Por el contrario, ¿qué hace que familias que lo tienen todo en contra consigan formarse? Según los movimientos civiles por la legalización de la gestación subrogada en España, cada año se inscriben entre 800 y 1.000 niños nacidos en países donde esta práctica es legal.

María Llopis entrevistó en Maternidades Subversivas (Txalaparta), a una veintena de personas que, mediante sus experiencias, están revolucionando el concepto de embarazo, parto o crianza. “Yo creo en lo salvaje, en la naturaleza, en la fuerza de nuestros instintos”, aseguró.

Entre uno y otro polo existen muchos tipos de proyectos a los que vale la pena conocer y reivindicar. Son proyectos que, sólo por el hecho de existir, luchan contra las convicciones sociales o incluso contra la propia administración, que en ocasiones “les ha quitado a los hijos que amaban y cuidaban”, como ya lo advirtió con pasión y terror la ensayista italiana Natalia Ginzburg en 1990 —Serena Cruz o la verdadera Justicia (Acantilado)—.
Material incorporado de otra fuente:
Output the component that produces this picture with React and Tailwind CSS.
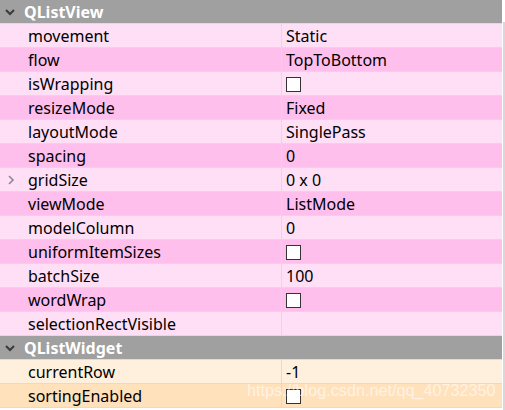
import React from "react";

const Check = () => (
  <div className="w-[15px] h-[15px] border border-[#333] bg-white" />
);

const groups = [
  {
    title: "QListView",
    light: "bg-[#ffdff6]",
    dark: "bg-[#ffbfec]",
    rows: [
      ["movement", "Static"],
      ["flow", "TopToBottom"],
      ["isWrapping", "check"],
      ["resizeMode", "Fixed"],
      ["layoutMode", "SinglePass"],
      ["spacing", "0"],
      ["gridSize", "0 x 0", true],
      ["viewMode", "ListMode"],
      ["modelColumn", "0"],
      ["uniformItemSizes", "check"],
      ["batchSize", "100"],
      ["wordWrap", "check"],
      ["selectionRectVisible", ""],
    ],
  },
  {
    title: "QListWidget",
    light: "bg-[#fff0dd]",
    dark: "bg-[#ffe1bc]",
    rows: [
      ["currentRow", "-1"],
      ["sortingEnabled", "check"],
    ],
  },
];

const ChevronDown = () => (
  <svg width="12" height="12" viewBox="0 0 12 12" className="shrink-0">
    <path d="M2 4 L6 8 L10 4" fill="none" stroke="#3a3a3a" strokeWidth="2" />
  </svg>
);

const ChevronRight = () => (
  <svg width="10" height="12" viewBox="0 0 10 12" className="shrink-0">
    <path d="M3 2 L7 6 L3 10" fill="none" stroke="#8a8a8a" strokeWidth="1.6" />
  </svg>
);

export default function App() {
  return (
    <div className="relative w-[505px] h-[410px] bg-white overflow-hidden text-[16px] text-black" style={{ fontFamily: '"Noto Sans", "Open Sans", sans-serif' }}>
      <div className="w-[502px] flex flex-col">
        {groups.map((g) => (
          <React.Fragment key={g.title}>
            <div className="h-[24px] bg-[#a0a0a0] border-b border-[#dcdcdc] flex items-center pl-[4px] gap-[8px]">
              <ChevronDown />
              <span className="font-bold text-white leading-none">{g.title}</span>
            </div>
            {g.rows.map(([name, val, expand], i) => (
              <div
                key={name}
                className={`h-[24px] flex border-b border-[#dcdcdc] ${i % 2 === 0 ? g.light : g.dark}`}
              >
                <div className="w-[282px] flex items-center pl-[6px] pt-[1px] border-r border-[#dcdcdc] shrink-0">
                  <div className="w-[22px] flex items-center">{expand ? <ChevronRight /> : null}</div>
                  <span className="leading-none">{name}</span>
                </div>
                <div className="flex-1 flex items-center pl-[4px] pt-[1px]">
                  {val === "check" ? <Check /> : <span className="leading-none">{val}</span>}
                </div>
              </div>
            ))}
          </React.Fragment>
        ))}
      </div>
      <div className="absolute right-0 top-[22px] bottom-0 w-[2px] bg-[#d8d8d8]" />
      <div
        className="absolute left-[247px] top-[382px] text-[16.2px] text-white/60 leading-none whitespace-nowrap"
        style={{ fontFamily: '"Liberation Sans", Arial, sans-serif' }}
      >
        https://blog.csdn.net/qq_40732350
      </div>
    </div>
  );
}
¿Son perfectos estos nuevos núcleos familiares, estas nuevas formas de vivir y criar a los futuros adultos? No, por supuesto que no lo son. Según el psiquiatra Enrique Saracho, estas familias a menudo repiten los roles con los que fueron criados. Sin embargo, también precisa que su gran aporte es que nos demuestran que la familia es una forma de organización que debe estar al servicio de las necesidades de sus integrantes y no al revés. Asegura que “nos permiten tomar distancia y cuestionar unos estereotipos sociales empobrecidos y promocionados con mucha fuerza por la sociedad de consumo”.

Estas nuevas familias que he bautizado como camadas, por la conexión que tienen con la piel, con lo salvaje, son las que verdaderamente me interesan y en las que me he adentrado con todo el cariño y respeto que he sido capaz. Estas familias a contracorriente que no son perfectas, pero que pueden prestarnos algo de su luz en el largo camino de la transformación social hacia un mundo más justo y respetuoso.